Question

Two masses $m$ and $\frac{m}{2}$ are connected at the two ends of a massless rigid rod of length $l$. The rod is suspended by a thin wire of torsional constant $k$ at the centre of mass of the rod-mass system (see figure).
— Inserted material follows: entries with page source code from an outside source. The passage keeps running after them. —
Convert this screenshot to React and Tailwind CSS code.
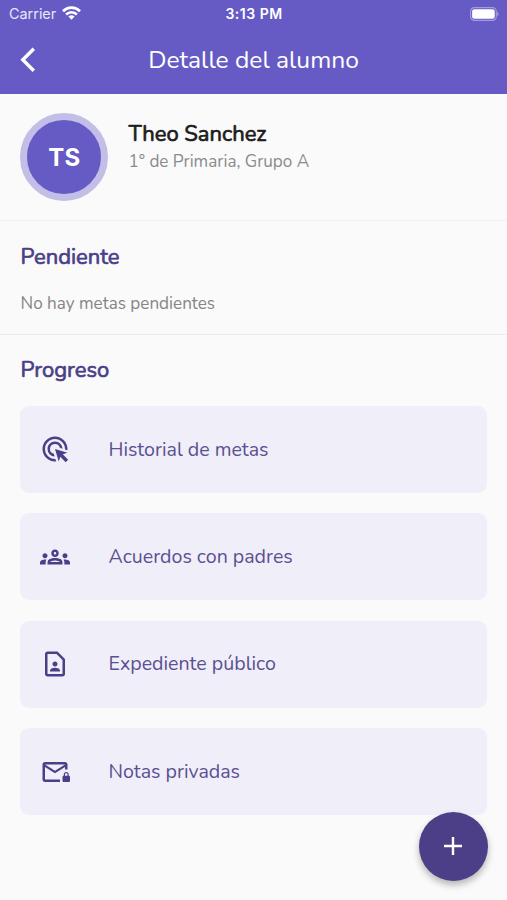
import { MdAdsClick, MdOutlineGroups, MdOutlineContactPage, MdOutlineMailLock } from "react-icons/md";

const items = [
  { label: "Historial de metas", Icon: MdAdsClick, iconClass: "mb-px" },
  { label: "Acuerdos con padres", Icon: MdOutlineGroups, iconClass: "" },
  { label: "Expediente público", Icon: MdOutlineContactPage, iconClass: "" },
  { label: "Notas privadas", Icon: MdOutlineMailLock, iconClass: "" },
];

function StatusBar() {
  return (
    <div className="grid h-[27px] grid-cols-3 items-center pl-[9px] pr-[8px] font-['Inter','Liberation_Sans',sans-serif] text-white">
      <div className="flex items-center gap-[6px] pt-px text-[14.4px] text-white/85">
        <span>Carrier</span>
        <svg className="mb-[2px] h-[14px] w-[19px]" viewBox="0 0 19 14" fill="none" stroke="white" strokeWidth="2.7">
          <path d="M1 5.2C5.8.5 13.2.5 18 5.2" />
          <path d="M4.1 8.4c3.1-2.9 7.7-2.9 10.8 0" />
          <path d="M9.5 13.7 6.4 10.5c1.8-1.6 4.4-1.6 6.2 0Z" fill="white" stroke="none" />
        </svg>
      </div>
      <span className="text-center text-[14px] font-semibold tracking-[0.5px]">3:13 PM</span>
      <svg className="h-[14px] w-[29px] justify-self-end" viewBox="0 0 30 14" preserveAspectRatio="none">
        <rect x="0.6" y="0.6" width="26.6" height="12.8" rx="4" fill="none" stroke="white" strokeOpacity="0.4" strokeWidth="1.2" />
        <rect x="2.2" y="2.2" width="23.4" height="9.6" rx="2.2" fill="white" />
        <path d="M28.3 4.8c1.7.7 1.7 3.7 0 4.4Z" fill="white" fillOpacity="0.5" />
      </svg>
    </div>
  );
}

function SectionTitle({ children }) {
  return (
    <h2 className="text-[22px] leading-[30px] text-[#4b3f87] [-webkit-text-stroke:0.7px_#4b3f87]">{children}</h2>
  );
}

export default function App() {
  return (
    <div className="relative flex h-[900px] w-[507px] flex-col overflow-hidden bg-[#fafafa] font-['Nunito','Lato',sans-serif]">
      <header className="h-[94px] shrink-0 bg-[#665bc4] text-white">
        <StatusBar />
        <div className="grid h-[66px] grid-cols-[60px_1fr_60px] items-center">
          <svg className="ml-[20px] h-[26px] w-[16px]" viewBox="0 0 16 26" fill="none" stroke="white" strokeWidth="3.4">
            <path d="M13.8 1.8 2.8 12.8l11 11" />
          </svg>
          <h1 className="text-center text-[24.6px] leading-[30px]">Detalle del alumno</h1>
        </div>
      </header>

      <section className="flex h-[127px] shrink-0 gap-5 border-b border-[#efefef] pl-[20.4px] pt-[19px]">
        <div className="flex size-[88px] items-center justify-center rounded-full border-[7px] border-[#c3bee7] bg-[#665bc4] pt-px font-['Inter',sans-serif] text-[24px] font-bold tracking-[0.2px] text-white">
          TS
        </div>
        <div className="pt-[6px]">
          <h2 className="text-[22px] leading-[30px] text-[#1c1c1c] [-webkit-text-stroke:0.7px_#1c1c1c]">Theo Sanchez</h2>
          <p className="mt-px text-[17.1px] leading-[24px] text-[#8b8b8b]">1° de Primaria, Grupo A</p>
        </div>
      </section>

      <section className="h-[114px] shrink-0 border-b border-[#ececec] px-[20.5px] pt-[21px]">
        <SectionTitle>Pendiente</SectionTitle>
        <p className="mt-5 text-[17.1px] leading-[24px] text-[#858585]">No hay metas pendientes</p>
      </section>

      <section className="flex flex-col px-5 pt-[20px]">
        <div className="pl-[0.5px]">
          <SectionTitle>Progreso</SectionTitle>
        </div>
        <div className="mt-[21px] flex flex-col gap-[20.3px]">
          {items.map(({ label, Icon, iconClass }) => (
            <button key={label} className="flex h-[87.1px] items-center rounded-[9px] bg-[#f0eef9] pl-5 text-left">
              <Icon className={`size-[30px] text-[#4b3f87] ${iconClass}`} />
              <span className="ml-[38.5px] text-[19.6px] leading-[28px] text-[#5b5093]">{label}</span>
            </button>
          ))}
        </div>
      </section>

      <button className="absolute left-[418.5px] top-[811.5px] flex size-[69px] items-center justify-center rounded-full bg-[#4c3f87] shadow-[0_4px_7px_rgba(0,0,0,0.28)]">
        <svg className="size-[18px]" viewBox="0 0 18 18" stroke="white" strokeWidth="2.4">
          <path d="M9 0v18M0 9h18" />
        </svg>
      </button>
    </div>
  );
}
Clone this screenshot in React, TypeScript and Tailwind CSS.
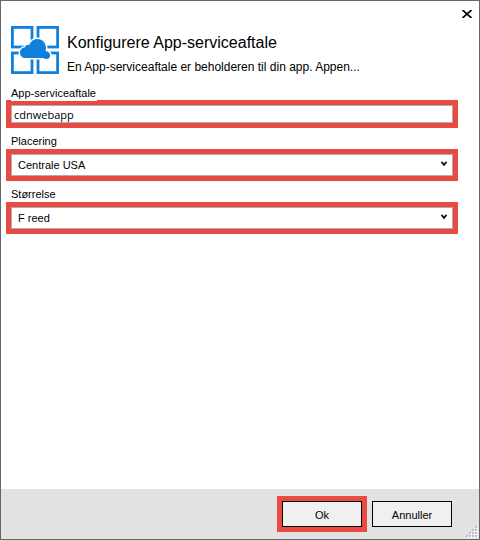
import { useState } from "react";
import type { ReactNode } from "react";

function PlanLogo() {
  return (
    <svg width="48" height="48" viewBox="0 0 48 48" className="shrink-0" aria-hidden="true">
      <g fill="none" stroke="#0f80dc" strokeWidth="2.800">
        <rect x="1.400" y="1.400" width="19.600" height="19.600" />
        <rect x="27" y="1.400" width="19.600" height="19.600" />
        <rect x="1.400" y="27" width="19.600" height="19.600" />
        <rect x="27" y="27" width="19.600" height="19.600" />
      </g>
      <path
        d="M14.500 32 C11.300 32 9 29.800 9 26.700 C9 23.700 11.200 21.500 14 21.200 C14.500 19.500 16.500 18.600 18.300 18.900 C19.800 15.300 22.800 13 26.500 13 C31.500 13 35 17 35 21.800 C35 23.200 34.800 24.200 34.400 25.300 C37.200 25.100 39.200 27 39.200 29.400 C39.200 31.700 37.600 33 35.300 33 C34 33 33 32.600 32.200 32 Z"
        fill="#0f80dc"
        stroke="#fff"
        strokeWidth="3"
        paintOrder="stroke"
      />
    </svg>
  );
}

function Chevron() {
  return (
    <svg
      width="6"
      height="6"
      viewBox="0 0 6 6"
      className="pointer-events-none absolute right-[6px] top-[7px]"
      aria-hidden="true"
    >
      <path d="M0.400 0.800 L3 3.800 L5.600 0.800" fill="none" stroke="#111" strokeWidth="1.800" />
    </svg>
  );
}

function Highlight({ children }: { children: ReactNode }) {
  return <div className="relative border-5 border-[#e94b43]">{children}</div>;
}

function Label({ id, children }: { id: string; children: ReactNode }) {
  return (
    <label htmlFor={id} className="relative z-10 ml-[5px] block h-4 w-fit bg-white pr-px text-[11px] leading-4">
      {children}
    </label>
  );
}

function SelectField({ id, label, options }: { id: string; label: string; options: string[] }) {
  return (
    <div className="mt-[5px]">
      <Label id={id}>{label}</Label>
      <Highlight>
        <select
          id={id}
          className="block h-[22px] w-full appearance-none border border-[#abadb3] bg-white pl-[6px] text-[11px] outline-none"
        >
          {options.map((o) => (
            <option key={o}>{o}</option>
          ))}
        </select>
        <Chevron />
      </Highlight>
    </div>
  );
}

function ResizeGrip() {
  const dots = [
    [9, 0], [6, 3], [9, 3], [3, 6], [6, 6], [9, 6], [0, 9], [3, 9], [6, 9], [9, 9],
  ];
  return (
    <svg width="12" height="12" viewBox="0 0 12 12" className="absolute bottom-px right-px" aria-hidden="true">
      {dots.map(([x, y]) => (
        <g key={`${x}-${y}`}>
          <rect x={x + 1} y={y + 1} width="2" height="2" fill="#fff" />
          <rect x={x} y={y} width="2" height="2" fill="#b8c0d0" />
        </g>
      ))}
    </svg>
  );
}

export default function App() {
  const [name, setName] = useState("cdnwebapp");
  return (
    <div className="flex min-h-screen flex-col border border-[#666] bg-white font-['Liberation_Sans',Arial,sans-serif] text-black">
      <div className="flex h-[25px] items-center justify-end pr-[7px]">
        <button type="button" aria-label="Luk" className="block">
          <svg width="10" height="8" viewBox="0 0 10 8" aria-hidden="true">
            <path d="M0.500 0 L9.500 8 M9.500 0 L0.500 8" stroke="#000" strokeWidth="1.700" />
          </svg>
        </button>
      </div>

      <header className="flex h-12 gap-2 pl-[10px]">
        <PlanLogo />
        <div className="min-w-0 pt-[5px]">
          <h1 className="text-base leading-6">Konfigurere App-serviceaftale</h1>
          <p className="text-xs leading-6">En App-serviceaftale er beholderen til din app. Appen...</p>
        </div>
      </header>

      <main className="flex-1 pl-[5px] pr-[21px] pt-[11px]">
        <div>
          <Label id="plan">App-serviceaftale</Label>
          <div className="-mt-px">
            <Highlight>
              <input
                id="plan"
                type="text"
                value={name}
                onChange={(e) => setName(e.target.value)}
                className="block h-[18px] w-full border border-[#abadb3] bg-white px-[2px] font-['Open_Sans',sans-serif] text-[11px] outline-none"
              />
            </Highlight>
          </div>
        </div>
        <SelectField id="location" label="Placering" options={["Centrale USA"]} />
        <SelectField id="size" label="Størrelse" options={["F reed"]} />
      </main>

      <footer className="relative flex h-[50px] items-center justify-end gap-[5px] bg-[#e2e2e2] pr-[27px]">
        <Highlight>
          <button type="button" className="block h-[26px] w-20 border border-black bg-[#f0f0f0] pt-[2px] text-[11px]">
            Ok
          </button>
        </Highlight>
        <button type="button" className="h-[26px] w-20 border border-black bg-[#f0f0f0] pt-[2px] text-[11px]">
          Annuller
        </button>
        <ResizeGrip />
      </footer>
    </div>
  );
}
Because of the torsional constant $k$, the restoring torque is $\tau =k\theta$ for angular displacement $\theta$. If the rod is rotated by ${\theta }_0$ and released, the tension in it when it passes through its mean position will be:

• A. $\frac{k{\theta }_0^2}{l}$
• B. $\frac{k{\theta }_0^2}{2l}$
• C. $\frac{2k{\theta }_0^2}{l}$
• D. $\frac{3k{\theta }_0^2}{l}$

Answer 1

The correct option is A $\frac{k{\theta }_0^2}{l}$


The angular frequency of the system is given by,

$\omega =\sqrt{\frac{k}{I}}$

$\text{Here},I=\frac{m}{2}{\left(\frac{2l}{3}\right)}^2+m{\left(\frac{l}{3}\right)}^2$

$\Rightarrow I=\frac{m{l}^2}{3}$

$\Rightarrow \omega =\sqrt{\frac{3k}{m{l}^2}}$

Let ${\omega }_m$ be the angular velocity when the system crosses the mean position.

The angular velocity is maximum at mean position and is given by,

${\omega }_m=\omega {\theta }_0$

Considering the mass $m$ and tension $T$ in the rod when it passes through the mean position,

$T=m{r}_1{\omega }_m^2$

$\Rightarrow T=m{\omega }^2{\theta }_0^2\frac{l}{3}$

$\Rightarrow T=m\frac{3k}{m{l}^2}{\theta }_0^2\frac{l}{3}$

$\Rightarrow T=\frac{k{\theta }_0^2}{l}$

Hence, option $\left(C\right)$ is correct.